Os contatos iniciais entre muçulmanos e cristãos foram quase sempre belicosos, salvo raras exceções. Esse fator, aliado à própria expansão árabe, contribuiu para a ruralização da Europa Ocidental e, no limite, para o surgimento do feudalismo, sem entretanto tê-lo determinado, pois o processo de ruralização começara muito antes.

Quando a Europa reagiu no final do século XI, dando início às Cruzadas, os móveis básicos dessa reação eram intrínsecos ao próprio Ocidente. Ligavam-se à crise do sistema feudal, que marginalizava milhares de pessoas, tornando-as disponíveis para grandes empreendimentos militares. Ainda mais, fatores de ordem política, tais como a centralização monárquica que se esboçou nesse período, deram sua contribuição. E claro que a centralização mais importante para o caso era a de nível universal, representada pelos poderes papal e imperial. No plano religioso, tanto os problemas de estrutura eclesiástica, como o Cisma do Oriente, como os problemas de fé (por exemplo, a espiritualidade exacerbada da época) explicam o processo.
Diferentemente do primeiro momento do contato, quando o Islamismo invadiu a Europa, na segunda fase os contatos entre cristãos e maometanos tiveram um caráter bem menos violento.

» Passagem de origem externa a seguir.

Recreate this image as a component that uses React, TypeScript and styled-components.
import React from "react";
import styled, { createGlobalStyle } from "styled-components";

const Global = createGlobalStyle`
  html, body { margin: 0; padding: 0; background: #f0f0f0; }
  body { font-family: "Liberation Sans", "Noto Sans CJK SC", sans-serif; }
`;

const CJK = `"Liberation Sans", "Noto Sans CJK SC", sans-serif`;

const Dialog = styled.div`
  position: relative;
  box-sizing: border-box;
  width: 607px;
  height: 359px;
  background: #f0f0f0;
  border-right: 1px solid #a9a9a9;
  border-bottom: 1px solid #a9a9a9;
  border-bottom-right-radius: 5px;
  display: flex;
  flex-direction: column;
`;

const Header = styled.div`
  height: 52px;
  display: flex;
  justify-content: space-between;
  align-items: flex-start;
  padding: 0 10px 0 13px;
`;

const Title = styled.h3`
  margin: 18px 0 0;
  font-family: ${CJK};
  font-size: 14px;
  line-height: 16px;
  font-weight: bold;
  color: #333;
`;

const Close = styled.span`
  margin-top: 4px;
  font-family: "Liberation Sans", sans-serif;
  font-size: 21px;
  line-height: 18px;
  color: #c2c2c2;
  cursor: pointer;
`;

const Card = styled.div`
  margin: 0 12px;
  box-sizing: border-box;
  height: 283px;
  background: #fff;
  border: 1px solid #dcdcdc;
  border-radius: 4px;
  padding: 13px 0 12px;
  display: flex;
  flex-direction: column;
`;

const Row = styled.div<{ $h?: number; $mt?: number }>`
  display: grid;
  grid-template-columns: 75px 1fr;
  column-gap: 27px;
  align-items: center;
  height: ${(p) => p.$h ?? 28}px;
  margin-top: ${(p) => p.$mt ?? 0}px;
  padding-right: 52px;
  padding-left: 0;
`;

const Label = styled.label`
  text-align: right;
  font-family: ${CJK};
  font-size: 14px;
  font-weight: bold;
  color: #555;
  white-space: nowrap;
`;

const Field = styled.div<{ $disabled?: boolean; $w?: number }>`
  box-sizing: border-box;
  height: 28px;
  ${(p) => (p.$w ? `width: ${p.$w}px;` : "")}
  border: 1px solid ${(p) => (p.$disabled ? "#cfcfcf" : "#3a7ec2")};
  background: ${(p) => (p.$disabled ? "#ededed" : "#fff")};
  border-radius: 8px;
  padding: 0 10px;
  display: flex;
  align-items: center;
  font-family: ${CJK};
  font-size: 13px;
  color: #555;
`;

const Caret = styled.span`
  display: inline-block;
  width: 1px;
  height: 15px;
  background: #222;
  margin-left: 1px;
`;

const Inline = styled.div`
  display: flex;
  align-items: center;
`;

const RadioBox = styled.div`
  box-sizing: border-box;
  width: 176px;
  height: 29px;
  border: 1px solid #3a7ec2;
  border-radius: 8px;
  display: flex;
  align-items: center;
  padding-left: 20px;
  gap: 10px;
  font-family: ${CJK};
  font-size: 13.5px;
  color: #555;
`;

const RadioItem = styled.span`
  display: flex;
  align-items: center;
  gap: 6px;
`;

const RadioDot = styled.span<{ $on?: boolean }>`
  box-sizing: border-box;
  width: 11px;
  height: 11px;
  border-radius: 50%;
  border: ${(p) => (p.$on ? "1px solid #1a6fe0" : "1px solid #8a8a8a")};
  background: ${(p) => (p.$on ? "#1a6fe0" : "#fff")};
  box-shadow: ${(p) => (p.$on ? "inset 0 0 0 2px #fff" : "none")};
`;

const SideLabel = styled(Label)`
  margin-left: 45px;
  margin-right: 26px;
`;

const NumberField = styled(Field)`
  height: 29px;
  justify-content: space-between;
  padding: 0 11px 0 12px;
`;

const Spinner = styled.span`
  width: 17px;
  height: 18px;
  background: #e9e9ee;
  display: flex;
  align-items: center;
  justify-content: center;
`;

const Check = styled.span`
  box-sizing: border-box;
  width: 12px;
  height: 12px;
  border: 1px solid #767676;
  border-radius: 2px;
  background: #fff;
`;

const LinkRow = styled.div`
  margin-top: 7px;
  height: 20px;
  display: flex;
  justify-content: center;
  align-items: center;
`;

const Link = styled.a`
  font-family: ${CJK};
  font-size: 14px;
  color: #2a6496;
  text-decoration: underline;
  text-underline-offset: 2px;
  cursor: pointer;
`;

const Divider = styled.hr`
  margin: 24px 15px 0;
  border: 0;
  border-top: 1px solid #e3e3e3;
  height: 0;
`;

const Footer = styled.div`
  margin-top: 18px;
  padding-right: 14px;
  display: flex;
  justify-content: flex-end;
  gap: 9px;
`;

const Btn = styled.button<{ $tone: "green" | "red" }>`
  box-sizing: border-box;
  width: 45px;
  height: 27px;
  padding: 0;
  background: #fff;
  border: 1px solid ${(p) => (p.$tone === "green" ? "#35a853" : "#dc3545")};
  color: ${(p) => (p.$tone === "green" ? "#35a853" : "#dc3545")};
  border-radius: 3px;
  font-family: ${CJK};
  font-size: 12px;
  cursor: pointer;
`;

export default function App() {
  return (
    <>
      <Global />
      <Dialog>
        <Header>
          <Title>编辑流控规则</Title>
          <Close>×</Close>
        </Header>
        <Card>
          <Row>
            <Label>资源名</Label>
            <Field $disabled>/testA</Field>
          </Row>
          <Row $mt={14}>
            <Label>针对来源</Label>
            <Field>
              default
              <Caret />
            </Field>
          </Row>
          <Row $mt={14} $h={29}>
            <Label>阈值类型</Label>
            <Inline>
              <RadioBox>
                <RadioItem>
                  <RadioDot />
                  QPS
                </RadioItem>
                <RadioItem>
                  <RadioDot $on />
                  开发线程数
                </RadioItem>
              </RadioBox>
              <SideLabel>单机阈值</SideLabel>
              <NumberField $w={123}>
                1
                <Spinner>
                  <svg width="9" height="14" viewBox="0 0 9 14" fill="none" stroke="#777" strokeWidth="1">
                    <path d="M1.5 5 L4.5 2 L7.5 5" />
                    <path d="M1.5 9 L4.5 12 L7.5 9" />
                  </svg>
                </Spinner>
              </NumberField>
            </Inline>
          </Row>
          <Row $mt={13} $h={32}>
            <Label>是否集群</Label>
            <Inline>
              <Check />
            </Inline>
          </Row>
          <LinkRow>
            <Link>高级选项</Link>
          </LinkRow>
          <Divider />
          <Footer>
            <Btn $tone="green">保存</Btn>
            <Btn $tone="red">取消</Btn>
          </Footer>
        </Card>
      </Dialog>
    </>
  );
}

Esta observação pode ser confirmada no Oriente Próximo, onde se instalaram os remos cristãos durante as Cruzadas, ou nos fondacos, entrepostos onde os italianos comerciavam regularmente com os muçulmanos. Foram efetuadas trocas culturais de parte a parte, das quais os cristãos tiraram maior proveito.

Em relação ao feudalismo, podemos dizer que o relacionamento pacífico entre cristãos e muçulmanos permitiu o renascimento do comércio, da economia de mercado e das trocas monetárias, ou seja, o início do desenvolvimento do pré-capitalismo na Europa. Este fato é importante na explicação de como se deu a desintegração do modo de produção feudal; mas não constitui seu elemento fundamental, pois este é interno a próprio sistema.

Os árabes contribuíram também para o progresso científico. Suas pesquisas químicas e matemáticas lançaram as bases do desenvolvimento científico da Europa Ocidental na época do Renascimento.